Abstract
The ultrafast optical response of the magnetic compound Bi2FeMnO6 (BFMO) is studied through 100–300 K by means of ultrafast transient reflectivity spectroscopy. By using differing pump energy, the optical low spin (LS) transition and high spin (HS) transition in this compound are distinguished as the temperature varies. This charge transfer transition is shown to be spin-dependent and element selected.

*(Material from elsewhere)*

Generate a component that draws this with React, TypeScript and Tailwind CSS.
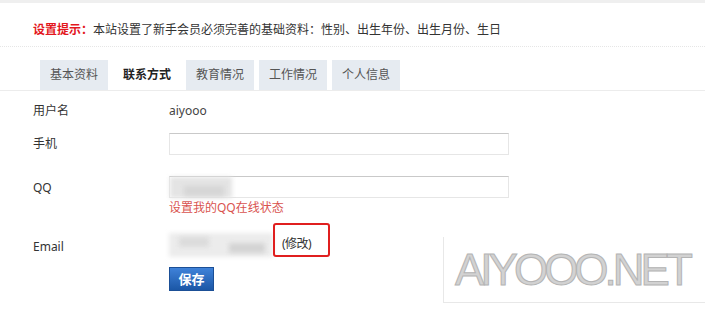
import React from "react";

const tabs = ["基本资料", "联系方式", "教育情况", "工作情况", "个人信息"];

function Blur({ className }: { className: string }) {
  return <div className={`absolute blur-[2px] ${className}`} />;
}

export default function App() {
  return (
    <div className="relative w-[705px] h-[309px] overflow-hidden bg-white text-[12px] text-[#333] font-['Noto_Sans','Noto_Sans_CJK_SC',sans-serif]">
      {/* 顶部灰条 */}
      <div className="h-[3px] bg-[#efefef]" />

      {/* 设置提示 */}
      <div className="h-[44px] pt-[10px] pl-[33px] flex items-center border-b border-dotted border-[#e6e6e6]">
        <span className="font-bold text-[#e3161d]">设置提示：</span>
        <span>本站设置了新手会员必须完善的基础资料：性别、出生年份、出生月份、生日</span>
      </div>

      {/* 标签页 */}
      <div className="mt-[13px] pl-[40px] flex gap-[5px] border-b border-[#ececec]">
        {tabs.map((t, i) => (
          <div
            key={t}
            className={
              i === 1
                ? "w-[68px] h-[30px] flex items-center justify-center bg-white font-bold text-[#222]"
                : "w-[68px] h-[30px] flex items-center justify-center bg-[#e6ebf1] text-[#555]"
            }
          >
            {t}
          </div>
        ))}
      </div>

      {/* 表单 */}
      <div className="pl-[33px]">
        <div className="mt-[10px] h-[20px] flex items-center">
          <div className="w-[136px]">用户名</div>
          <div className="text-[#444]">aiyooo</div>
        </div>

        <div className="mt-[12px] h-[22px] flex items-center">
          <div className="w-[136px]">手机</div>
          <div className="w-[340px] h-[22px] border border-[#e6e6e6] border-t-[#c9c9c9]" />
        </div>

        <div className="mt-[21px] h-[22px] flex items-center">
          <div className="w-[136px] pt-[1px]">QQ</div>
          <div className="relative w-[340px] h-[22px] border border-[#e6e6e6] border-t-[#c9c9c9] bg-white">
            <Blur className="left-0 top-0 w-[62px] h-[21px] bg-[#e4e4e4]" />
            <Blur className="left-[14px] top-[9px] w-[40px] h-[10px] bg-[#d6d6d6]" />
          </div>
        </div>
        <div className="h-[20px] flex items-center">
          <div className="w-[136px]" />
          <div className="text-[#d9534f]">设置我的QQ在线状态</div>
        </div>

        <div className="mt-[15px] h-[24px] flex items-center">
          <div className="w-[136px] pt-[3px]">Email</div>
          <div className="relative w-[104px] h-[24px]">
            <Blur className="left-0 top-0 w-[104px] h-[24px] bg-[#ececec]" />
            <Blur className="left-[10px] top-[4px] w-[30px] h-[10px] bg-[#dcdcdc]" />
            <Blur className="left-[60px] top-[10px] w-[36px] h-[10px] bg-[#d4d4d4]" />
          </div>
          <div className="relative -mt-[10px] w-[57px] h-[34px] border-2 border-[#e01f1f] rounded-[3px] flex items-center pl-[7px] pt-[8px]">
            <span className="tracking-[-0.5px]">(修改)</span>
          </div>
        </div>

        <div className="mt-[10px] pl-[136px]">
          <button className="w-[45px] h-[24px] border border-[#1b4f96] bg-gradient-to-b from-[#3f82d9] to-[#1b57a6] text-white font-bold text-[13px] leading-none">
            保存
          </button>
        </div>
      </div>

      {/* 水印 */}
      <div className="absolute left-[443px] top-[237px] w-[262px] h-[66px] bg-white border-l border-b border-[#e8e8e8] pl-[11px] flex items-center">
        <span className="font-['Liberation_Sans',sans-serif] text-[44px] leading-none tracking-[-4px] text-[#d2d2d2] [-webkit-text-stroke:1px_#b4b4b4]">
          AIYOOO.NET
        </span>
      </div>
    </div>
  );
}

The ultrafast spin-lattice coupling time also shows the element selected feature, which illustrated the two independent magnetic phase transitions to the antiferromagnet (AFM) Mn–O–Mn and the ferrimagnet (FIM) Mn–O–Fe order, respectively.
Highlights
Multiferroic materials possess spontaneous electric and magnetic order which offers integration possibilities for multiple functionalities in a single material [1,2]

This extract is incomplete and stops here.